Yo nací de clase media. Y no me refiero a esas circunscripciones socioeconómicas con la que se nos ha dado por organizarnos arbitrariamente. Hablo de una calidad más inherente a mi persona. Nunca fui hermosa, pero sigo siendo atractiva. Nunca llené mi habitación de trofeos deportivos, pero en el Camino del Inca deje atrás a unos cuantos. No soy material para ningún Premio Nobel, pero mi coeficiente intelectual me permite ganarme el pan y algún que otro salmón ahumado. No soy Borges, pero me llevo bien con las letras. Siempre estoy en ese templado círculo central donde nada es estridente ni los colores contrastan. Mi personalidad es de pasteles cálidos, no de colores primarios.

Por otra parte, el mundo virtual está saturado de palabras escritas; algunas bien enlazadas; otras, la mayoría, pidiendo a gritos que las ayuden a conjugarse. En cualquier caso, estoy segura que ya hay palabras blancas, verdes, tristes, utópicas, ocurrentes, desmedidas, irreverentes, ávidas, alegres, provocadoras e incluso, prohibidas. Para todos los gustos.

¿Para qué, entonces, si no tengo la centelleante personalidad del Dalai Lama, ni existe la menor posibilidad de opacar a Octavio Paz, comenzar un nuevo blog?

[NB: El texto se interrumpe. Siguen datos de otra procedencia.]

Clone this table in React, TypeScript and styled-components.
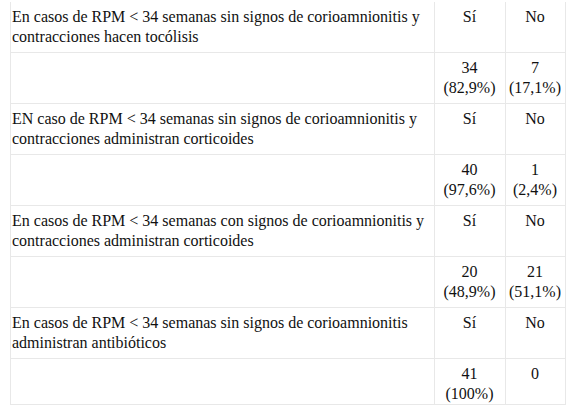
import * as React from 'react';
import styled, { createGlobalStyle } from 'styled-components';

const GlobalStyle = createGlobalStyle`
    html, body {
        margin: 0;
        padding: 0;
        background: #ffffff;
    }
`;

const Wrapper = styled.div`
    padding: 0 10px;
    font-family: 'Liberation Serif', 'Times New Roman', serif;
    font-size: 16px;
    line-height: 20px;
    color: #111111;
`;

const Table = styled.table`
    width: 556px;
    border-collapse: collapse;
    border-top: hidden;
    margin-top: 2px;
`;

const Cell = styled.td<{ $center?: boolean; $width?: number; $last?: boolean }>`
    border: 1px solid #e8e8e8;
    padding: 5px 2px ${(props) => (props.$last ? '0' : '5px')} 1px;
    vertical-align: top;
    text-align: ${(props) => (props.$center ? 'center' : 'left')};
    width: ${(props) => (props.$width ? `${props.$width}px` : 'auto')};
`;

const Line = styled.div`
    white-space: nowrap;
`;

interface IRow {
    label: string;
    si: [string, string?];
    no: [string, string?];
}

const rows: IRow[] = [
    {
        label: 'En casos de RPM < 34 semanas sin signos de corioamnionitis y contracciones hacen tocólisis',
        si: ['34', '(82,9%)'],
        no: ['7', '(17,1%)'],
    },
    {
        label: 'EN caso de RPM < 34 semanas sin signos de corioamnionitis y contracciones administran corticoides',
        si: ['40', '(97,6%)'],
        no: ['1', '(2,4%)'],
    },
    {
        label: 'En casos de RPM < 34 semanas con signos de corioamnionitis y contracciones administran corticoides',
        si: ['20', '(48,9%)'],
        no: ['21', '(51,1%)'],
    },
    {
        label: 'En casos de RPM < 34 semanas sin signos de corioamnionitis administran antibióticos',
        si: ['41', '(100%)'],
        no: ['0'],
    },
];

const Value = ({ lines }: { lines: [string, string?] }) => (
    <>
        {lines.map((l, i) => (l ? <Line key={i}>{l}</Line> : null))}
    </>
);

const App = () => (
    <Wrapper>
        <GlobalStyle />
        <Table>
            <tbody>
                {rows.map((row, i) => {
                    const last = i === rows.length - 1;
                    return (
                        <React.Fragment key={i}>
                            <tr>
                                <Cell>{row.label}</Cell>
                                <Cell $center $width={67}>Sí</Cell>
                                <Cell $center $width={56}>No</Cell>
                            </tr>
                            <tr>
                                <Cell $last={last}>
                                    <Line>&nbsp;</Line>
                                    <Line>&nbsp;</Line>
                                </Cell>
                                <Cell $center $last={last}>
                                    <Value lines={row.si} />
                                </Cell>
                                <Cell $center $last={last}>
                                    <Value lines={row.no} />
                                </Cell>
                            </tr>
                        </React.Fragment>
                    );
                })}
            </tbody>
        </Table>
    </Wrapper>
);

export default App;
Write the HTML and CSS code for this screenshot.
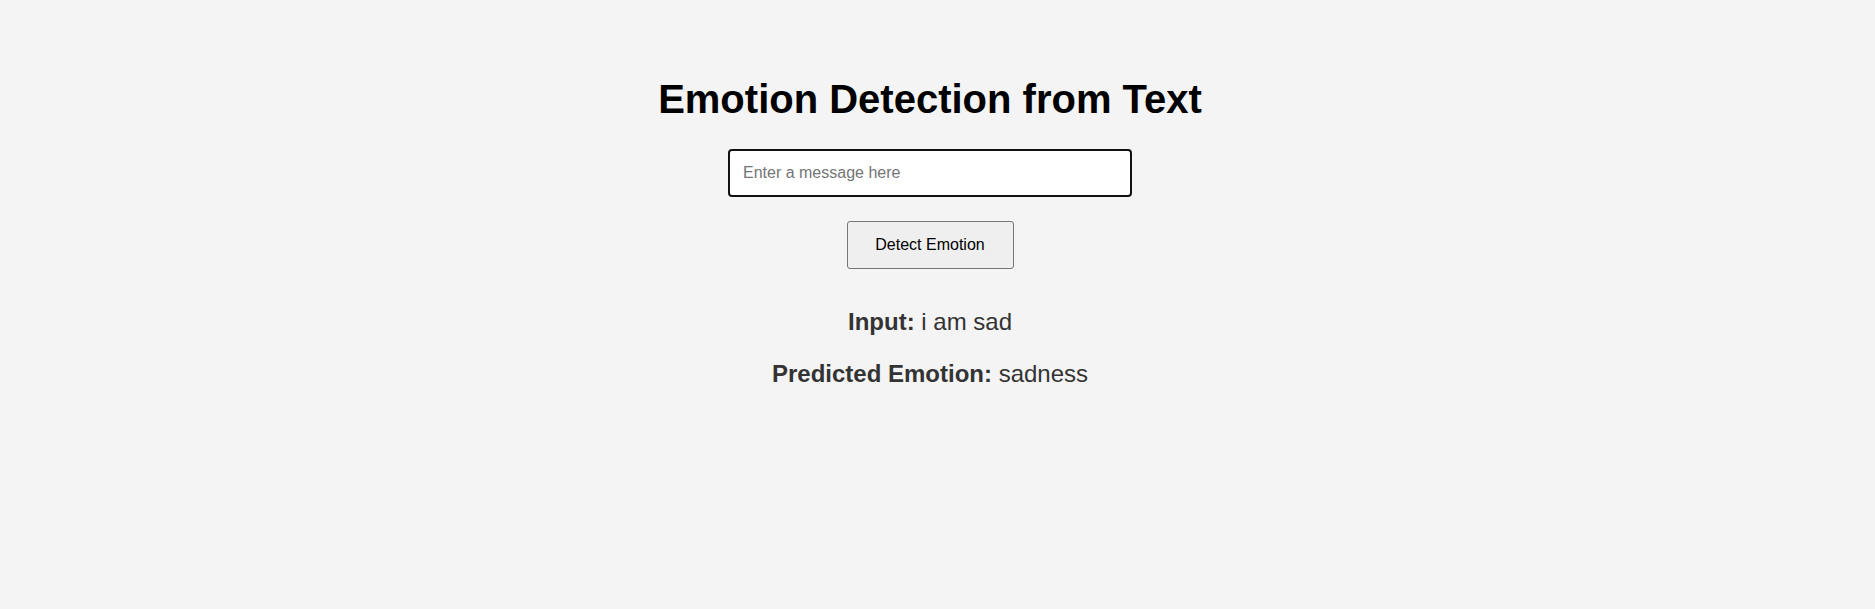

Se me ocurren varias respuestas; la primera de ellas es “porque me da la gana”; que no por arrogante, es menos veraz. La segunda es “porque me gusta escribir”. Desde que usaba trenzas, tejía historias en mi cabeza y aún ahora, las hilvano cuando manejo mi auto o mientras cuento ovejas, por las noches. Porque veo cosas que otra gente no ve (aunque se me pierdan otros detalles más evidentes) y me hago preguntas sobre cosas que mi marido da por supuestas. Para colmo, y aunque nunca dejo de sorprenderme por ello, a alguna gente le gusta escuchar mis historias. Pero por sobre todas las cosas, porque sé que escribir me va a hacer una mejor escritora. Y ser una mejor escritora me da la oportunidad, aunque sea remota, quimérica y fortuita de salir de mi clase media, aunque más no sea, por una fracción de segundo.